Albuquerque-based Sun Country Chile & Honey Products makes Sopapilla Syrup; they also sell locally-produced honey. Working late one night, I called the number on the packet, hoping the voicemail might tell me what time they open in the morning. But I got a real person on the phone. A real, nice person who helped me understand what this stuff is all about. My informant said I could quote him, but didn't want his name used. I'll call him John.

If you've been to Garduños, Little Anitas, La Hacienda, or pretty much any New Mexican restaurant, you've probably had Sopapilla Syrup. That stuff in the clear plastic squeeze bottles? More and more often it's this stuff, a blend of corn syrup and honey. Why haven't people staged protests? Why aren't they rioting in the streets? Well, they probably haven't noticed. The stuff tastes a lot like honey.

The reason restaurants are substituting Sopapilla Syrup for honey are simple: Honey is expensive and it's something they give away for free. As John explained to me, “Honey, even wholesale, costs $18 or $20 a gallon. … You just can't put $4.50 in front of a kid to squeeze out all over the place. … You can just envision being a restaurant owner. You're working 50 hours a week and still not making a lot of money and there's a 4-year-old pouring honey on the floor. And then you gotta pay a guy to go clean it up. And then you gotta take a call from some guy complaining about ‘It's not real honey!'”

At this point I had to admit to John that I had been one of those people, making one of those calls. John said Sun Country gets the occasional call, too. “Most of the time it's a message: ’How dare you sell me something that's not 100 percent honey. “First,” John said he tells angry callers, “I doubt if someone sold it to you, they probably gave it to you!”

Even though I used to work in restaurants, the honey thing had never occurred to me. Lots of restaurants give you sopas with your meal, but even when you have to pay for them, the honey comes free.

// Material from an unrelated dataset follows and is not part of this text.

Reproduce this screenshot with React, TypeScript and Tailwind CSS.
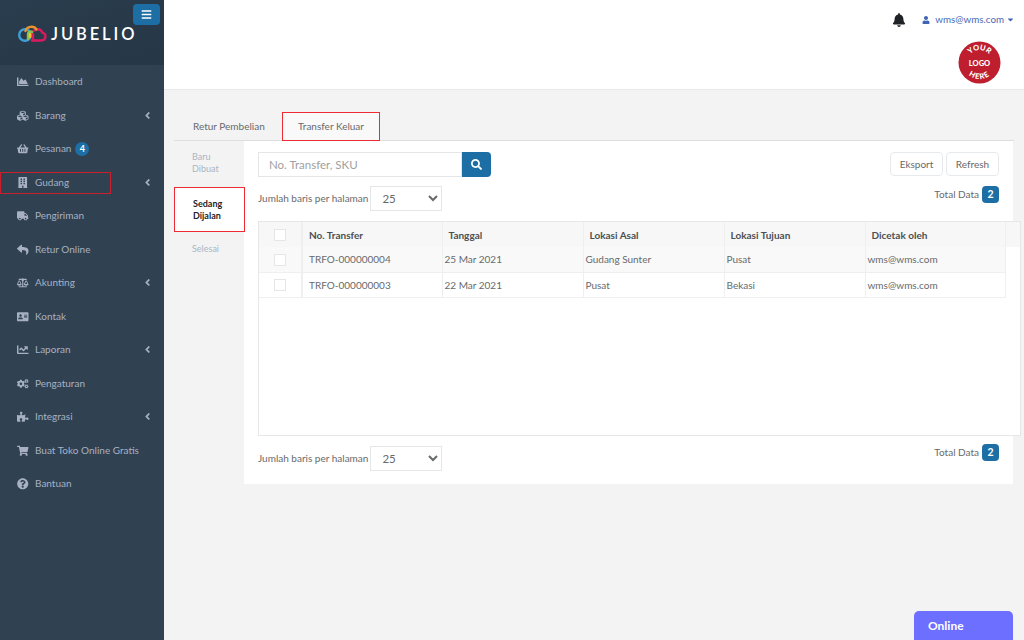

“Couldn't the restaurants charge for honey?” I asked the Sopapilla Syrup maker. And he said sure they could. But we both agreed that it would probably make for more angry customers than substituting honey for something cheaper that tastes almost the same.

“The flavors in honey can differ a lot, depending on what flowers the bees fed on,” John told me. “So there's more variation in pure honey products. You can get honey from very sweet to almost tart, but our Sopapilla Syrup is kind of middle-of-the-road. If you put the two side by side, you probably could tell the difference, but on its own? No.”

I tried the taste-test myself, squeezing the little packet into my mouth, followed by a squirt from the little plastic bear I found next to our coffee machine. The syrup really does look and taste like honey, at least at first. As the immediate hit of honey flavor fades, it is gradually replaced by a more generic Karo Syrup sweetness, then a touch of caramel at the end. But if you're mid-conversation over breakfast, the difference probably wouldn't register on your tongue's radar. By contrast, our honey bear's generic store-brand honey actually had less of a honey kick, but what flavor it did have was consistent and lasting.

In short, restaurants should label their squeeze bottles Sopapilla Syrup if they're not serving pure honey. It's the honest thing to do. Patrons should feel free to ask if the stuff in the clear bottle is honey or something else. If it's not honey, and that bothers you, let the manager know you want real honey. But don't be mad when they start charging you for your side of honey.